Selon ces CPAS, si vous n’avez pas de motifs impérieux et que vous n’avez pas assez d’argent pour vivre seule, vous devez rester chez vos parents.

Le CPAS ne vous aidera donc pas et préférera vous renvoyer vers vos débiteurs alimentaires.

 

Exemples :

Motifs insuffisants pour justifier la prise d’autonomieMotifs qui peuvent justifier la prise d’autonomie
● mauvaise entente avec vos parents● la grossesse
● la violence
● le conflit de religion
● les conditions de logement (ex. : pas assez de place pour loger tout le monde décemment)
● les études (ex. : le domicile familial se trouve à 3h de train de l’université)
● le non-respect des choix légitimes de l’étudiant (orientation sexuelle, choix d’études, etc.)
● etc.

 

Réponse 2

D’autres CPAS n’exigent pas que vous prouviez qu’il est impossible de rester chez vos parents.

Ces CPAS acceptent que vous quittiez la maison familiale même si vous n’avez pas les moyens de vivre seule.

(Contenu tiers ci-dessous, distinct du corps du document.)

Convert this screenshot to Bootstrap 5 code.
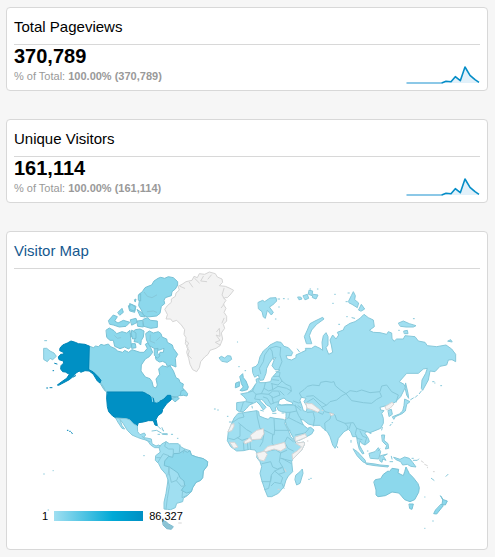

Selon eux, il n’y a rien dans la loi qui vous impose d’être indépendante financièrement pour pouvoir quitter la maison familiale.

Attention, certains CPAS demandent quand même quelques garanties : vous devez construire un projet d’autonomie pour vous aider à entrer dans le marché du travail.

 

Voici ce que nous vous recommandons

On ne peut pas savoir à l’avance si le CPAS choisira la réponse 1 ou la réponse 2. C’est assez aléatoire.

La jurisprudence est aussi divisée entre les deux réponses.

Par exemple : à Bruxelles, les juges ont tendance à condamner les décisions des CPAS qui exigent des motifs impérieux.

Mais ce n’est pas le cas partout en Belgique. D’autres juges demandent en effet de prouver des motifs impérieux.

Mais il y a une certitude : dès que vous avez des motifs impérieux, vous pouvez quitter le domicile familial sans condition.

Si vous n’avez pas de motifs impérieux, vous pouvez tout de même demander une aide au CPAS, en utilisant les arguments de la réponse 2. Vous pouvez insister sur le fait que la loi fait de l’autonomie une priorité.

Vous pouvez aussi aller voir le CPAS avant de quitter le domicile familial pour expliquer votre situation et votre projet d’autonomie. Cela vous permet de savoir à l’avance ce que pense le CPAS.

 

Références légales

 

  • Articles 3, 4, 26, 27, 28 et 29 de la loi du 26 mai 2002 sur le droit à l’intégration sociale – disponible ici.
  • Article 42 à 55 de l’arrêté royal du 11 juillet 2002 portant règlement général en matière de droit à l’intégration sociale – disponible ici.

 

Décisions utiles des cours et tribunaux

 

  • Le renvoi vers les débiteurs alimentaires ne peut se faire qu’après une enquête sociale complète et adéquate. Dans un arrêt de la Cour du travail de Mons du 31 août 2006, le juge a relevé qu’il n’y avait eu aucune enquête sociale concernant les capacités financières des débiteurs d’aliment. Il a donc rappelé que le CPAS ne peut renvoyer vers les débiteurs alimentaires qu’après une enquête sociale ayant montré que les débiteurs ont des moyens financiers suffisants et que le renvoie n’entrainerait pas une situation familiale difficile à affronter ou humainement peu supportable. Sur cette base, le juge a accordé au demandeur le RI sans l’obliger à demander une contribution alimentaire auprès de ses débiteurs d’aliments (cour du travail de Mons (7ème chambre), 31 août 2006, R.G. n° 20.076, disponible sur Terra Laboris).

 

  • Motifs impérieux : Si une jeune personne adulte n’a pas d’argent, elle pourra quitter la maison de ses parents pour vivre seule et bénéficier d’une aide du CPAS uniquement s’il existe des raisons graves qui justifient que le fait d’habiter avec ses parents est impossible ou très difficile (cour du travail de Liège, division Liège, 16 mars 2018, R.G. 2017/AL/384, disponible sur Terra Laboris).

 

  • En sens contraire, la cour du travail de Bruxelles a décidé qu’il n’y a rien dans la loi qui impose à la jeune personne adulte d’être indépendante financièrement avant de quitter la maison familiale (cour du travail de Bruxelles, 9 août 2017, 2016.AB.273, disponible sur Terra Laboris).

 

  • Dans la même idée, la Cour du travail de Mons a décidé qu’il ne fallait pas montrer que le maintien de l’étudiante au sein du domicile familial s’avérait impossible et qu’il n’était pas nécessaire de voir s’il y avait une rupture familiale pour des raisons sérieuses pour quitter le domicile familial (cour du travail de Mons, 16 mars 2016, R.G. n° 2015.AM.135, disponible sur Juportal).